Suppose a new person is looking to set up a recurring payment. Our workflow looks like this:

  • Create a person
  • Create a payment method linked to that person
  • Create a subscription linked to that payment method
  • Create a transaction that is linked to that subscription

Each of those operations is represented by an endpoint on one of our controllers that make up our application's REST API.

As the app has grown, many people are questioning why we are so steadfast in sticking to this modular API design. Any time a new client needs to integrate with this application to create subscriptions, they need to implement code that follows those four steps. Our answer has always been, "good software design, and REST, promote separation of concerns and keeping the construction of one type of resource separated from another allows us to keep things flexible and maintainable". The main counterpoint to this is that, like all software, we've had some bugs arise in between steps of this process and people argue that our problems would be solved (or less troublesome) if we had one endpoint that did it all.

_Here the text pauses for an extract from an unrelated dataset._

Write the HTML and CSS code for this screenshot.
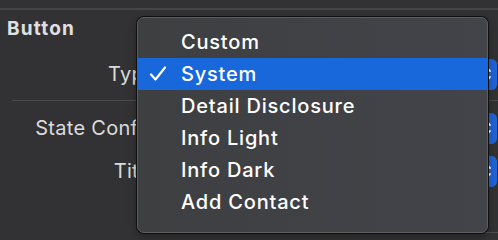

The project is a few years old and has seen a good deal of production use. I'm very reluctant to believe that one "do-all" endpoint is the right thing to do but I feel like all I have to stand on in this debate is theory and principles. Some of our issues would likely have been solved by reducing the chatter between systems, but something seems inherently wrong with putting a bunch of distinct operations into one method and calling it a day.

Is there something I'm missing? Am I maybe biased because I helped design the app up to this point or are the other developers sacrificing maintenance and design in order to solve today's problems?

I'm hoping this question doesn't get closed as "primarily opinion based" because I'm looking for some answers grounded in real-world experience rather than theory/opinion (since I already believe that I, in theory, am right).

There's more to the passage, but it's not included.